還有諸如《陳涉世家》和《外戚世家》中司馬遷添加“茍富貴,無相忘”的語句。第一次是陳涉對庸耕者說的“茍富貴,無相忘”,第二次在《外戚世家》中薄太后與管夫人和趙子兒相約的“先貴勿相忘”,同樣在這一篇中出現平陽公主對衛子夫說“即貴,無相忘”。然而最終的結果卻是言富貴勿忘者反而是背叛諾言的一方。顯然這樣的語句極不可能被第三人聽到,但司馬遷還是將其敘述出來,并注入了自己的情感色彩。他雖處處想要表現自己所推崇的不過是“天下熙熙,皆為利來;天下攘攘,皆為利往”的價值觀念,然而在其內心深處卻隱隱可見他持守正義、摒棄勢利之交的赤子之心。
在書中很多情節中,司馬遷都對文本進行了生發與創造,因而以上事例便可以表現司馬遷作為創作主體對歷史事實(或《史記》一書)這一客體的生發、統一和同化。司馬遷利用《史記》一書,在記錄歷史之余,將實地考察得來的神話傳說寫入史書,加注自己情感與意志,投射到各個人物傳記中,也就是司馬遷將自己的靈魂附著在歷史人物之上,達到感性與理性的統一。這也就是袁鼎生教授在其《超循環:生態方法論》中所闡釋的主客競生的運動,即主體實現和力圖實現對客體的生發、統一和同化,實現客體向主體的生成,實現和力圖實現主體向整體的生成,以形成主體整生的質域。[1]101
另外,在司馬遷與《史記》之前的孔子《論語·鄉黨》也有:“廄焚。子退朝,曰:‘傷人乎?’不問馬。”也有以人為本的成分。以及之后的孟子在《孟子·盡心下》提出民貴君輕的仁政觀念,在當時而言,孟子提出的觀點并沒有把百姓當做封建君主的奴隸、附庸,而是切實將百姓利益放在首位,作為君主統治天下、贏得民心的方式。而他在《寡人之于國也》一文中又提出“不違農時,谷不可勝食也。數罟不入洿池,魚鱉不可勝食也。斧斤以時入山林,材木不可勝用也。谷與魚鱉不可勝食,材木不可勝用,是使民養生喪死無憾也。養生喪死無憾,王道之始也。”而這又包含了人與自然和諧、人依生于自然的樸素唯物主義觀點。

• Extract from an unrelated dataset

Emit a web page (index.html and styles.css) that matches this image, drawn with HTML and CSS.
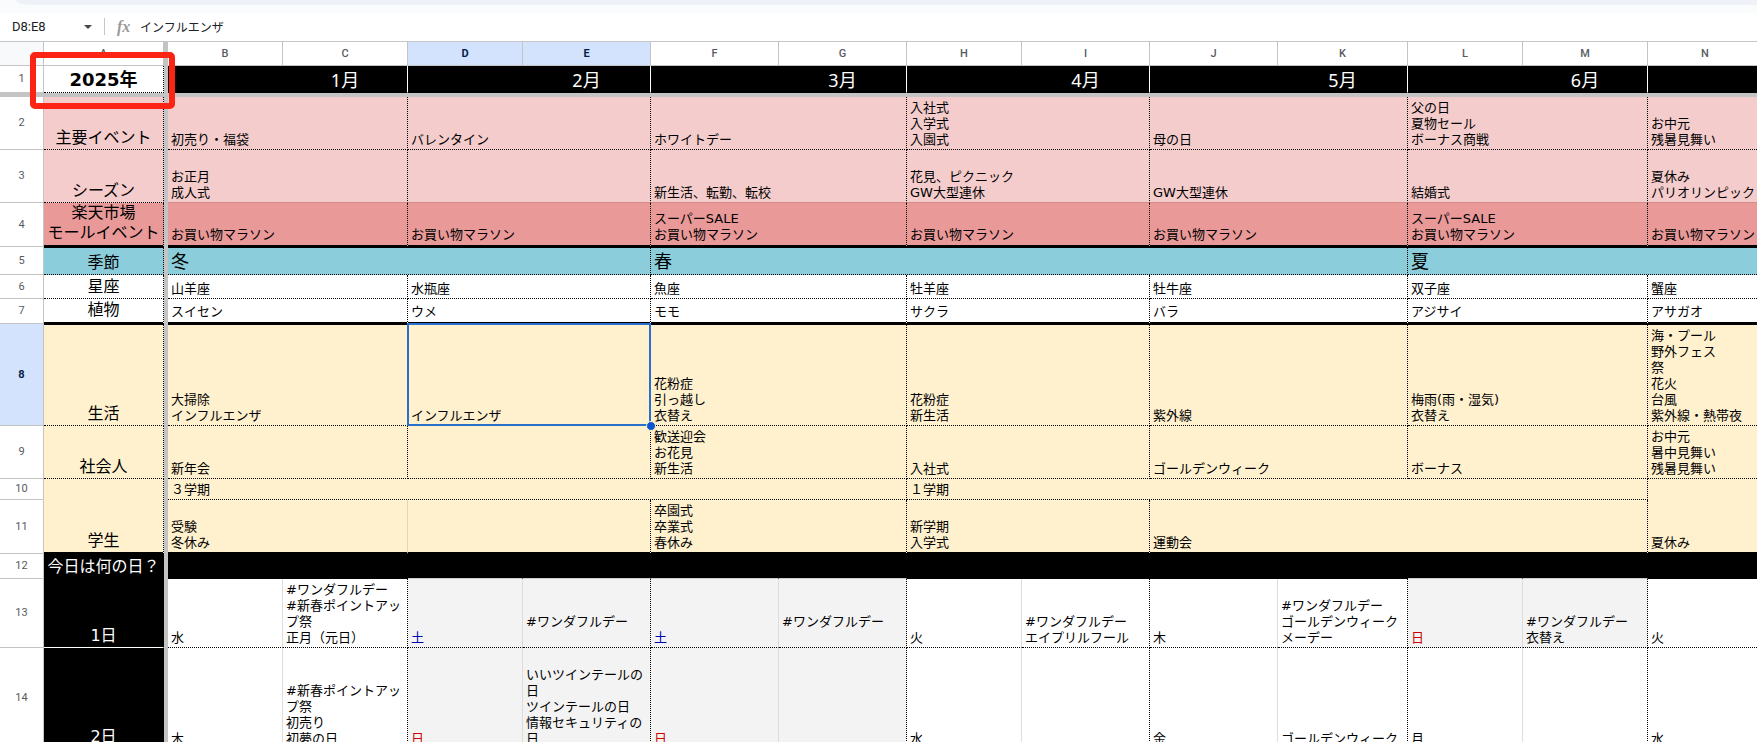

除此之外,超循環生態范式中還有共生范式,而這種共生范式的產生卻是人類現當代及未來正在形成和將形成的學術研究范式,共生范式既有相對獨立性,又是整生范式的初級形態。
文中簡要闡釋的三種生態范式,是超循環中的冰山一角,引用袁鼎生教授書中的一段話來總結三種范式:“依生范式生發了客體性超循環,競生范式生發了主體性超循環,共生范式生發了主客整體性超循環,整生范式生發了生態系統總體性超循環。”[1]112生態范式只是超循環范疇中的一小部分,但是卻可以幫助我們后世學者運用新的方法更好地進行各類研究。